Other measures include the provision of free insecticide-treated bed nets against malaria, and education in improved family care and breast-feeding practices.

These measures form part of the integrated management of childhood illnesses programme which, together with the expanded programme of immunisation, has shown success in improving child survival. Illnesses such as polio and neonatal tetanus have been virtually eradicated.

The United Nations Children’s Fund (UNICEF) is supporting Malawi’s efforts to reduce child mortality, along with the Japanese government.

As one of Malawi’s development partners, Japan is committed to helping the Southern African country attain the MDGs, including goal four on child mortality. Tokyo could be just the right partner to have when it comes to reducing deaths amongst children: Japanese figures show fewer than two deaths per 1,000 live births.

Kyoji Mizutani, resident representative of the Japanese International Co-operation Agency, describes the child and infant mortality rate in Malawi as “intolerable”. Tokyo has provided financial aid for the procurement of drugs and preventive materials.
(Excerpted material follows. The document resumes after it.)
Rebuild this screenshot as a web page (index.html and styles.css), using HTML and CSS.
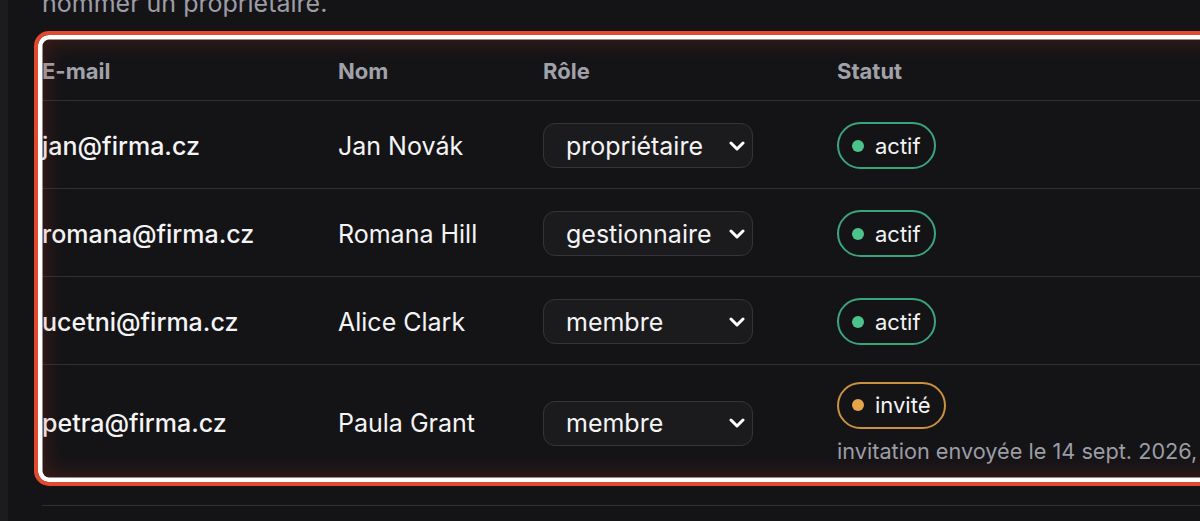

“Although Malawi has made some progress in reducing the death tolls of pregnant women and of infants, the situation still remains unacceptable,” says Mizutani.

Annually, about 73,000 children in Malawi die from preventable diseases. One in every five children dies before she or he is a month old, and one in every eight dies before her or his fifth birthday.

Malnutrition is associated with 54 percent of all children’s deaths in Malawi, says the country’s former advisor for health, Wesley Sangala. According to him, seven in 10 deaths of under-five children are attributable to diarrhoea, acute respiratory infections, measles, malaria and nutritional deficiencies.

His words are echoed by Kusali Kubwalo, assistant communication officer in Malawi for UNICEF. She points out that malnutrition rates among Malawian children have not improved significantly since 1992.

Almost half of all children under the age of five (48 percent) are stunted, 22 percent are underweight, 59 percent suffer from vitamin A deficiency, and 80 percent are anaemic. “We have a very worrying situation and we have to accelerate our efforts to ensure child survival and development,” says Kubwalo.

Malawi’s Ministry of Health aims to accelerate progress towards achieving the fourth MDG. This will provide hope to Patience, Katarina and many other Malawian women.